If you look at a lot of successful companies, the owner is out playing golf while his son or daughter runs the company.

-Hal

So learning to run by business correctly would be a good idea.
 
around the 20 year mark was burned out

so took a position {installation and repairs on car wash equipment},was only 30 hours per week so I was still able to keep my business running, 40 hours most weeks


and only took the best jobs

after 12 years position finally fizzled out but by then all my jobs were best jobs

and I loved the electrician business again
 
I've been on my own now for over 25 years and looking back I wouldn't have it any other way. I chose, up front, to be a one man show. I didn't want any employees because I had been one for too many years and knew what I wanted and expected as an employee. I was not able to provide salaries and benefits to others when I started out and did not want any of the headaches associated with employees.

That said, I don't believe I'm qualified to answer your question about relieving your stress. All I can say is that having your own business is a far greater achievement than working for someone else. I hope you get some good advice from others. Good luck.
 
I didn't want any employees because I had been one for too many years and knew what I wanted and expected as an employee. I was not able to provide salaries and benefits to others when I started out and did not want any of the headaches associated with employees.

Being a one-man band has its advantages, but the biggest disadvantage is there is only one of you so you are income limited. Plus I'm getting old and tired of crawling around in attics and crawl spaces. That said, I keep on hiring people who turn out to be duds and I have to get rid of them. The last one caused a total of $3000 damage to two service trucks in several incidents including backing one service truck into another service truck.

I've got plenty of work and could probably do quite well financially if I could only find some decent service truck electricians. Construction jobs are easy to staff, service trucks are not.
 
I see it all the time. Your problem is because you didn't plan for your successor and started grooming him or her years ago to take your place. Many small business owners like yours don't want their children involved, "want them to have a better life" so they pass up the opportunity to pass the business on. Another problem is that they need to be in control, micro-manage everything so they won't hand over the reigns to people they can delegate responsibility to.



So really, you don't have a company, you have a job.
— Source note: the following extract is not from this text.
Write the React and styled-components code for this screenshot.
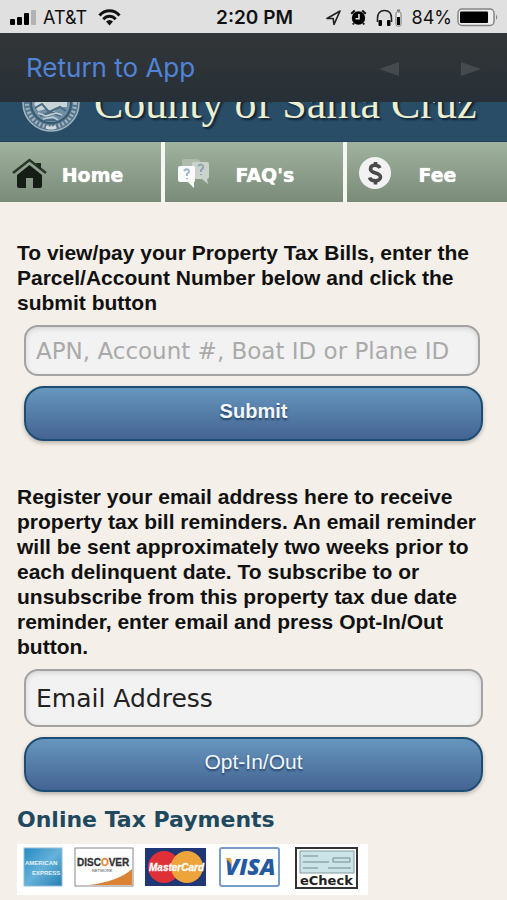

If you look at a lot of successful companies, the owner is out playing golf while his son or daughter runs the company.

-Hal
Well it depends on what there is for a successor to take over. A lot of smaller construction oriented companies there isn't much to take over and the potential successor isn't going to spend $$ to buy things they don't feel they need and would rather start their own new business operation. This especially true for smaller shop that maybe operated from owners home, and maybe the owner was the primary supervisor as well as main records keeper, or maybe his spouse is involved in recordskeeping. If you have a shop/office at it's own location and an established workforce including office staff that is a little different story, there is more there to take over, but also consider it is a bigger investment for whoever is taking over. But if they were participating in managing it they may be fine, the journyman that was only involved with installs will not have as good of a chance of managing such an organization out of the gate and is a riskier investment for him (whether he knows it or not).
 
in my 60's, yr 20 (this time around) , no real exit plan, and let's be honest.... wtf is hiring has beens? ~RJ~
 
There are people that run a small business (any business not just electrical contracting) that if they aren't there (at least a majority of the time) will not operate well if at all.

There are others that call themselves self employed but only because they maybe started out as the kind of business I mentioned above and built it to something much larger. Sure that person may still be the primary business owner, but has a staff that can operate on a normal basis even when that owner is absent whether, for the day or for several weeks at a time.
 
Stay the Course

Stay the Course

I can absolutely understand wanting to go back to working for someone else. Much of the worry and hard ache will be off of your shoulders. But once you go back, then you'll remember why you went into business for yourself. In an Electrician Group on Facebook recently...one guy went on and on about why he quit and walked off the job. Usually it comes down to nobody respecting you and you not getting paid what your worth. Everyone was praising the guy for walking off the job. The truth is...he either needs to suck it up or go into business for himself. There isn't anything in between.

I would offer 2 suggestions:

(1) Hire a manager. This is someone that comes in and replaces you. This should take you completely out of the equation, and you can focus on sales.

(2) Double down. Build an empire you can sell. Read the book Millionaire Fastlane. It's a great read. In it I learned that I should focus on building up my business to the point that I can sell it for 2-3x its annual revenue. Basically, if you focus on building a brandable business that makes $500-750k a year, then you can sell it for 2-3x that and retire. You can then retire and live off of the interest or investments.

That's my plan anyways. Best of luck to you!